* Goal
Write out the listing below without alteration, omitting its pictures.

* Data listing
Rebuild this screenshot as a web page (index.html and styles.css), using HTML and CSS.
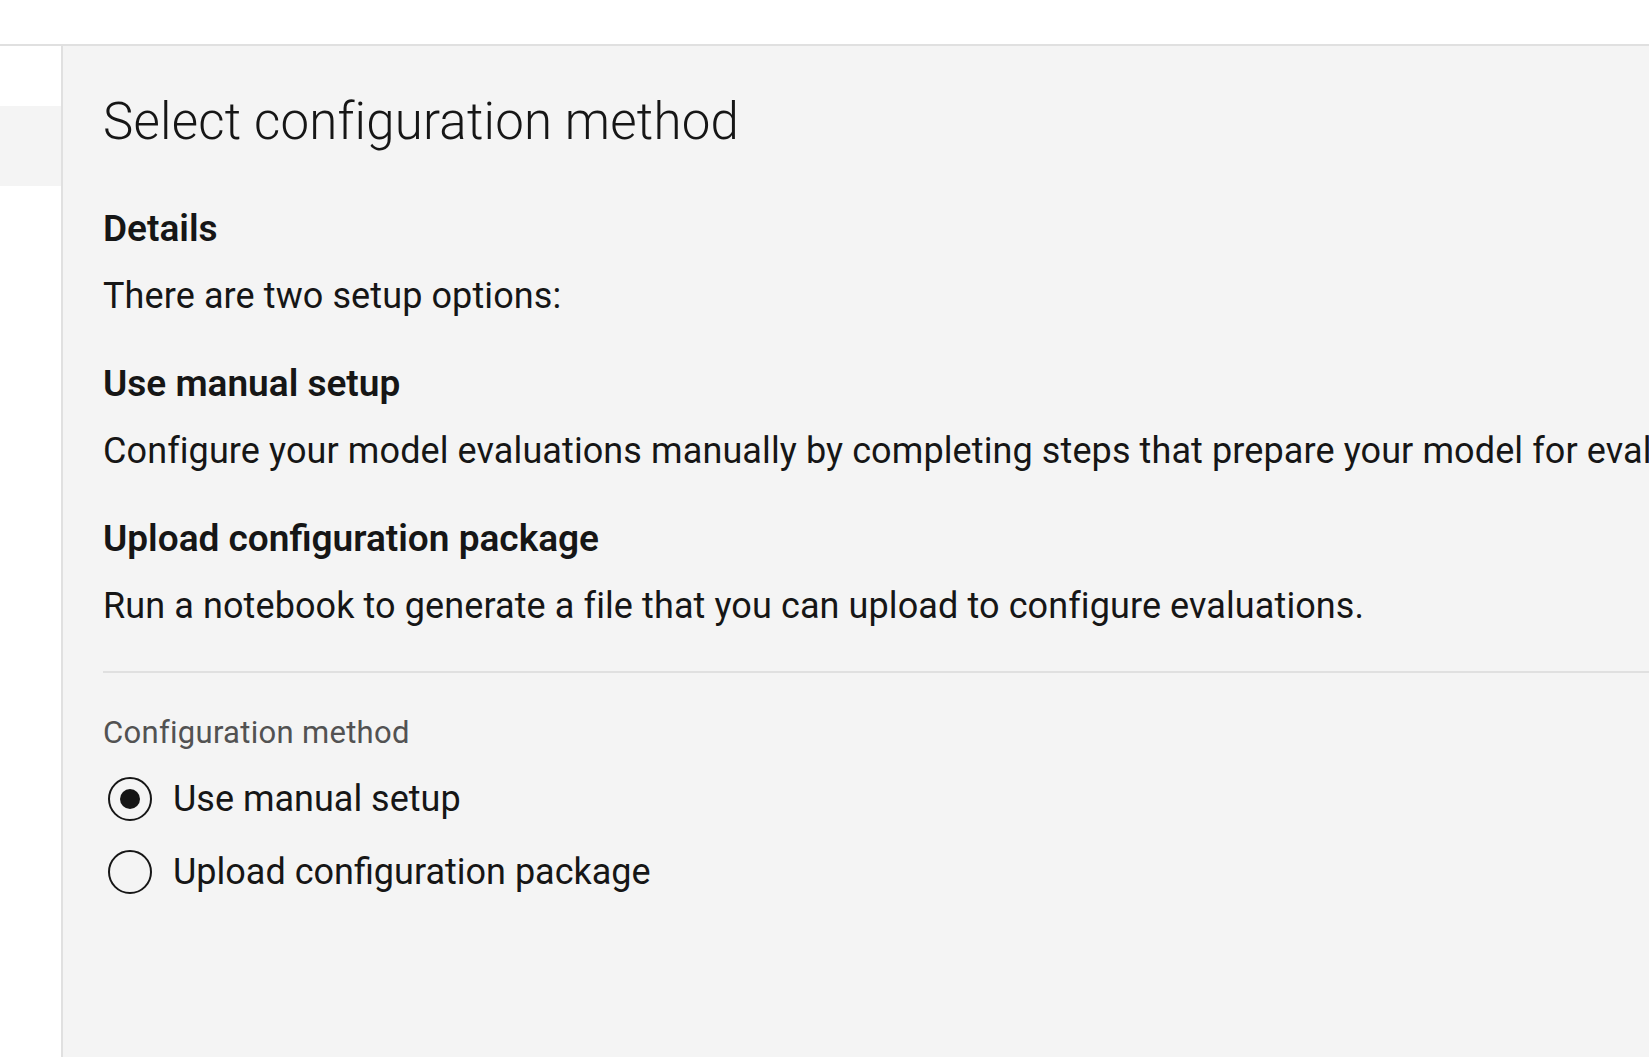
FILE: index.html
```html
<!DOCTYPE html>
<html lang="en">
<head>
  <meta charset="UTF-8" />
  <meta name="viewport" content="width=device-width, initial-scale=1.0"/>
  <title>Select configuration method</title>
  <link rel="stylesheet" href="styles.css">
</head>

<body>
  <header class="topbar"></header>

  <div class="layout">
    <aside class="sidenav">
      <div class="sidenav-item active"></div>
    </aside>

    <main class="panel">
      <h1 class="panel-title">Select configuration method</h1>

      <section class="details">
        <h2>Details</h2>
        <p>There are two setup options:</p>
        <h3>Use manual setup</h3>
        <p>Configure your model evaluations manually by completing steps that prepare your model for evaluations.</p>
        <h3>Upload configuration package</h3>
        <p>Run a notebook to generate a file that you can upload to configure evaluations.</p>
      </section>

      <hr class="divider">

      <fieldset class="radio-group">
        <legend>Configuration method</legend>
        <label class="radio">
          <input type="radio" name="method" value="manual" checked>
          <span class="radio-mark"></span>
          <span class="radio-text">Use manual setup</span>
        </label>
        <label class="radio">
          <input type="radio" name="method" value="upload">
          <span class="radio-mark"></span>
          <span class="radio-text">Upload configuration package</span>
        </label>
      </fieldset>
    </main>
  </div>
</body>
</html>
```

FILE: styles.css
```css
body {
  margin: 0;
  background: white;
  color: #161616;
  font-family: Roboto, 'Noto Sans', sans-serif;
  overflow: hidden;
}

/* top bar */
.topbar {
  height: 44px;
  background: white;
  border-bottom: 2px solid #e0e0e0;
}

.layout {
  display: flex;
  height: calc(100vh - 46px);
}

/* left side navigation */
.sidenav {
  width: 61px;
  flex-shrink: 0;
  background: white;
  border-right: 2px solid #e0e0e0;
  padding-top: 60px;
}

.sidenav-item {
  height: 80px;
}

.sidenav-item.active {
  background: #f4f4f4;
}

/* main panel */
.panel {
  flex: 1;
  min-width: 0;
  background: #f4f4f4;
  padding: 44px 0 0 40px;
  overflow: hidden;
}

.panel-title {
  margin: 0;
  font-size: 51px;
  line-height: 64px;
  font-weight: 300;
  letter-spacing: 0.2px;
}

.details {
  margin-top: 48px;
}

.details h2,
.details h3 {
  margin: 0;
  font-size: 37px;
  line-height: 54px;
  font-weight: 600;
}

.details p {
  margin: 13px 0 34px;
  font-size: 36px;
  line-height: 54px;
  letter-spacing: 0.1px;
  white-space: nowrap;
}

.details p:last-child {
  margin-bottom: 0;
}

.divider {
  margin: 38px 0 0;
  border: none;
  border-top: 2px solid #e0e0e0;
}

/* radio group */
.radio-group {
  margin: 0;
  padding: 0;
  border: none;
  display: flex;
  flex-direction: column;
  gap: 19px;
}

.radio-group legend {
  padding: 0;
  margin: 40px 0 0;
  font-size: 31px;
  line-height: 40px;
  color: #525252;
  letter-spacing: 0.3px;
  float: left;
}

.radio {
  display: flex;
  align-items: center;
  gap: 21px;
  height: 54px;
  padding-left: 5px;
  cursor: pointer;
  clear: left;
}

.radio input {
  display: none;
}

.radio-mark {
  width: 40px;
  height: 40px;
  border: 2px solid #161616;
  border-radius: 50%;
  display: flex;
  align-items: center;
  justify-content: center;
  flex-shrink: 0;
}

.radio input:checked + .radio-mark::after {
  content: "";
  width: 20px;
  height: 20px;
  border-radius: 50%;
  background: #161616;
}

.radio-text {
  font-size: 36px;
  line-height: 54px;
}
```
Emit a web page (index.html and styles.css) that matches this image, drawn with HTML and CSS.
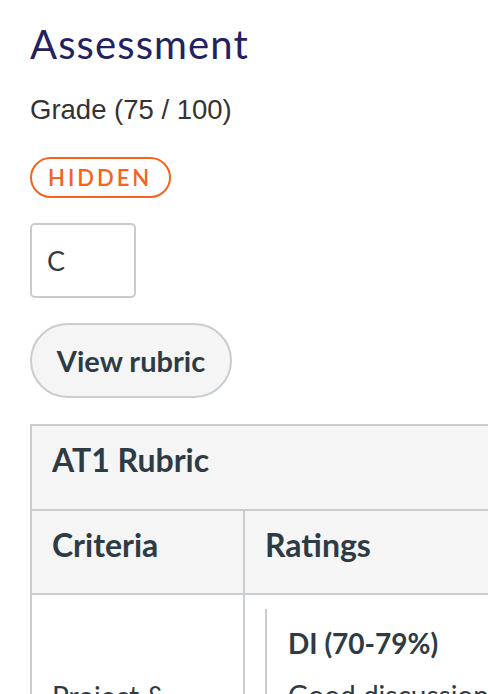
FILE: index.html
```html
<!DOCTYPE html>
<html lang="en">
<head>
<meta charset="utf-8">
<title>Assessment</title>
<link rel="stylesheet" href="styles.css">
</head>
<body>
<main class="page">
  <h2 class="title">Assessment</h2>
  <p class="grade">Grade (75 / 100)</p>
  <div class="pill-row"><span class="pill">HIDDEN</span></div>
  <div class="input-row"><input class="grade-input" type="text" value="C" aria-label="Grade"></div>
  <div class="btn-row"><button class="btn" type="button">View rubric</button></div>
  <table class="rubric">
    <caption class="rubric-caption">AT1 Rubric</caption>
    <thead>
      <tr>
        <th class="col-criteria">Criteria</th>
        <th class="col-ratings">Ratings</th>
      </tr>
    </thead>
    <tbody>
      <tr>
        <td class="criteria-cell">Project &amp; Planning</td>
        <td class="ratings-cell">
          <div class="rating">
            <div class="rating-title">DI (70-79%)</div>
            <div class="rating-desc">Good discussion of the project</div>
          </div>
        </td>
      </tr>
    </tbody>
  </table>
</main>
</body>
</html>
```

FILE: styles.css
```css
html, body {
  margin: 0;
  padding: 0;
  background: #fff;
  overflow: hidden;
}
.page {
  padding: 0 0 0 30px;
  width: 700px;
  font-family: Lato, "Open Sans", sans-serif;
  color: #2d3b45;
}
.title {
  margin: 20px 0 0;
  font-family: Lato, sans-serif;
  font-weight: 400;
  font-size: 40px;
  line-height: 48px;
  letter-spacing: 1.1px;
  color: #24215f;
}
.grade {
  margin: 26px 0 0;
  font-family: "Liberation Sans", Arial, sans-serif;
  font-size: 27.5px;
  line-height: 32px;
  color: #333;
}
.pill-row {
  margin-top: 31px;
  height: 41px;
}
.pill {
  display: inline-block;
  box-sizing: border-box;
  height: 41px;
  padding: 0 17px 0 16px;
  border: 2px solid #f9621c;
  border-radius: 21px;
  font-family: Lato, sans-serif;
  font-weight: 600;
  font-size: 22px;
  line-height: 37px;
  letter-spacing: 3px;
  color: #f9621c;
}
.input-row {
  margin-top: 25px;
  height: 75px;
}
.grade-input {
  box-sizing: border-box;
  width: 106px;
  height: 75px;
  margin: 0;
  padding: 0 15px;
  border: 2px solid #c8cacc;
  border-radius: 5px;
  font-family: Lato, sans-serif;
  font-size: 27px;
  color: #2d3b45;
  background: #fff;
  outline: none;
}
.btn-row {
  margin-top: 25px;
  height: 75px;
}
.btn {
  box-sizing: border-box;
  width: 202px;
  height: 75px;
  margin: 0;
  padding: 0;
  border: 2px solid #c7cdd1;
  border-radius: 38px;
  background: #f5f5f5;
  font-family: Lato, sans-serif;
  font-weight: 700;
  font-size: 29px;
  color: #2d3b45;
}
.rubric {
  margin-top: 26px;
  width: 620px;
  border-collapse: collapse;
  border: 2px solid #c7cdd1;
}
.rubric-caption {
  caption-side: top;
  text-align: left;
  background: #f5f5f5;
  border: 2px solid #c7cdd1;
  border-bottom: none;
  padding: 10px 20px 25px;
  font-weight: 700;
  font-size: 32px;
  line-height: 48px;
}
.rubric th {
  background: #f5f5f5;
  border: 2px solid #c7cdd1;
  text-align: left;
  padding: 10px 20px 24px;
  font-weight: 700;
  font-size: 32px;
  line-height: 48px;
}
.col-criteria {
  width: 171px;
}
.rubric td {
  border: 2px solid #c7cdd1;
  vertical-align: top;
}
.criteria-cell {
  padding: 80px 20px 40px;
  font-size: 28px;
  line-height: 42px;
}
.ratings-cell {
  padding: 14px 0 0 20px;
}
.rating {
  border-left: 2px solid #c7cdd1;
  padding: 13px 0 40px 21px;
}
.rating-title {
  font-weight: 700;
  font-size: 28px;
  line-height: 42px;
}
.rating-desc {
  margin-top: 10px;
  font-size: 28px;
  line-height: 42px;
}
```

* Solved exercise
Rebuild this screenshot as a web page (index.html and styles.css), using HTML and CSS.
FILE: index.html
```html
<!DOCTYPE html>
<html lang="en">
<head>
  <meta charset="UTF-8" />
  <meta name="viewport" content="width=device-width, initial-scale=1.0"/>
  <title>Select configuration method</title>
  <link rel="stylesheet" href="styles.css">
</head>

<body>
  <header class="topbar"></header>

  <div class="layout">
    <aside class="sidenav">
      <div class="sidenav-item active"></div>
    </aside>

    <main class="panel">
      <h1 class="panel-title">Select configuration method</h1>

      <section class="details">
        <h2>Details</h2>
        <p>There are two setup options:</p>
        <h3>Use manual setup</h3>
        <p>Configure your model evaluations manually by completing steps that prepare your model for evaluations.</p>
        <h3>Upload configuration package</h3>
        <p>Run a notebook to generate a file that you can upload to configure evaluations.</p>
      </section>

      <hr class="divider">

      <fieldset class="radio-group">
        <legend>Configuration method</legend>
        <label class="radio">
          <input type="radio" name="method" value="manual" checked>
          <span class="radio-mark"></span>
          <span class="radio-text">Use manual setup</span>
        </label>
        <label class="radio">
          <input type="radio" name="method" value="upload">
          <span class="radio-mark"></span>
          <span class="radio-text">Upload configuration package</span>
        </label>
      </fieldset>
    </main>
  </div>
</body>
</html>
```

FILE: styles.css
```css
body {
  margin: 0;
  background: white;
  color: #161616;
  font-family: Roboto, 'Noto Sans', sans-serif;
  overflow: hidden;
}

/* top bar */
.topbar {
  height: 44px;
  background: white;
  border-bottom: 2px solid #e0e0e0;
}

.layout {
  display: flex;
  height: calc(100vh - 46px);
}

/* left side navigation */
.sidenav {
  width: 61px;
  flex-shrink: 0;
  background: white;
  border-right: 2px solid #e0e0e0;
  padding-top: 60px;
}

.sidenav-item {
  height: 80px;
}

.sidenav-item.active {
  background: #f4f4f4;
}

/* main panel */
.panel {
  flex: 1;
  min-width: 0;
  background: #f4f4f4;
  padding: 44px 0 0 40px;
  overflow: hidden;
}

.panel-title {
  margin: 0;
  font-size: 51px;
  line-height: 64px;
  font-weight: 300;
  letter-spacing: 0.2px;
}

.details {
  margin-top: 48px;
}

.details h2,
.details h3 {
  margin: 0;
  font-size: 37px;
  line-height: 54px;
  font-weight: 600;
}

.details p {
  margin: 13px 0 34px;
  font-size: 36px;
  line-height: 54px;
  letter-spacing: 0.1px;
  white-space: nowrap;
}

.details p:last-child {
  margin-bottom: 0;
}

.divider {
  margin: 38px 0 0;
  border: none;
  border-top: 2px solid #e0e0e0;
}

/* radio group */
.radio-group {
  margin: 0;
  padding: 0;
  border: none;
  display: flex;
  flex-direction: column;
  gap: 19px;
}

.radio-group legend {
  padding: 0;
  margin: 40px 0 0;
  font-size: 31px;
  line-height: 40px;
  color: #525252;
  letter-spacing: 0.3px;
  float: left;
}

.radio {
  display: flex;
  align-items: center;
  gap: 21px;
  height: 54px;
  padding-left: 5px;
  cursor: pointer;
  clear: left;
}

.radio input {
  display: none;
}

.radio-mark {
  width: 40px;
  height: 40px;
  border: 2px solid #161616;
  border-radius: 50%;
  display: flex;
  align-items: center;
  justify-content: center;
  flex-shrink: 0;
}

.radio input:checked + .radio-mark::after {
  content: "";
  width: 20px;
  height: 20px;
  border-radius: 50%;
  background: #161616;
}

.radio-text {
  font-size: 36px;
  line-height: 54px;
}
```
Emit a web page (index.html and styles.css) that matches this image, drawn with HTML and CSS.
FILE: index.html
```html
<!DOCTYPE html>
<html lang="en">
<head>
<meta charset="utf-8">
<title>Assessment</title>
<link rel="stylesheet" href="styles.css">
</head>
<body>
<main class="page">
  <h2 class="title">Assessment</h2>
  <p class="grade">Grade (75 / 100)</p>
  <div class="pill-row"><span class="pill">HIDDEN</span></div>
  <div class="input-row"><input class="grade-input" type="text" value="C" aria-label="Grade"></div>
  <div class="btn-row"><button class="btn" type="button">View rubric</button></div>
  <table class="rubric">
    <caption class="rubric-caption">AT1 Rubric</caption>
    <thead>
      <tr>
        <th class="col-criteria">Criteria</th>
        <th class="col-ratings">Ratings</th>
      </tr>
    </thead>
    <tbody>
      <tr>
        <td class="criteria-cell">Project &amp; Planning</td>
        <td class="ratings-cell">
          <div class="rating">
            <div class="rating-title">DI (70-79%)</div>
            <div class="rating-desc">Good discussion of the project</div>
          </div>
        </td>
      </tr>
    </tbody>
  </table>
</main>
</body>
</html>
```

FILE: styles.css
```css
html, body {
  margin: 0;
  padding: 0;
  background: #fff;
  overflow: hidden;
}
.page {
  padding: 0 0 0 30px;
  width: 700px;
  font-family: Lato, "Open Sans", sans-serif;
  color: #2d3b45;
}
.title {
  margin: 20px 0 0;
  font-family: Lato, sans-serif;
  font-weight: 400;
  font-size: 40px;
  line-height: 48px;
  letter-spacing: 1.1px;
  color: #24215f;
}
.grade {
  margin: 26px 0 0;
  font-family: "Liberation Sans", Arial, sans-serif;
  font-size: 27.5px;
  line-height: 32px;
  color: #333;
}
.pill-row {
  margin-top: 31px;
  height: 41px;
}
.pill {
  display: inline-block;
  box-sizing: border-box;
  height: 41px;
  padding: 0 17px 0 16px;
  border: 2px solid #f9621c;
  border-radius: 21px;
  font-family: Lato, sans-serif;
  font-weight: 600;
  font-size: 22px;
  line-height: 37px;
  letter-spacing: 3px;
  color: #f9621c;
}
.input-row {
  margin-top: 25px;
  height: 75px;
}
.grade-input {
  box-sizing: border-box;
  width: 106px;
  height: 75px;
  margin: 0;
  padding: 0 15px;
  border: 2px solid #c8cacc;
  border-radius: 5px;
  font-family: Lato, sans-serif;
  font-size: 27px;
  color: #2d3b45;
  background: #fff;
  outline: none;
}
.btn-row {
  margin-top: 25px;
  height: 75px;
}
.btn {
  box-sizing: border-box;
  width: 202px;
  height: 75px;
  margin: 0;
  padding: 0;
  border: 2px solid #c7cdd1;
  border-radius: 38px;
  background: #f5f5f5;
  font-family: Lato, sans-serif;
  font-weight: 700;
  font-size: 29px;
  color: #2d3b45;
}
.rubric {
  margin-top: 26px;
  width: 620px;
  border-collapse: collapse;
  border: 2px solid #c7cdd1;
}
.rubric-caption {
  caption-side: top;
  text-align: left;
  background: #f5f5f5;
  border: 2px solid #c7cdd1;
  border-bottom: none;
  padding: 10px 20px 25px;
  font-weight: 700;
  font-size: 32px;
  line-height: 48px;
}
.rubric th {
  background: #f5f5f5;
  border: 2px solid #c7cdd1;
  text-align: left;
  padding: 10px 20px 24px;
  font-weight: 700;
  font-size: 32px;
  line-height: 48px;
}
.col-criteria {
  width: 171px;
}
.rubric td {
  border: 2px solid #c7cdd1;
  vertical-align: top;
}
.criteria-cell {
  padding: 80px 20px 40px;
  font-size: 28px;
  line-height: 42px;
}
.ratings-cell {
  padding: 14px 0 0 20px;
}
.rating {
  border-left: 2px solid #c7cdd1;
  padding: 13px 0 40px 21px;
}
.rating-title {
  font-weight: 700;
  font-size: 28px;
  line-height: 42px;
}
.rating-desc {
  margin-top: 10px;
  font-size: 28px;
  line-height: 42px;
}
```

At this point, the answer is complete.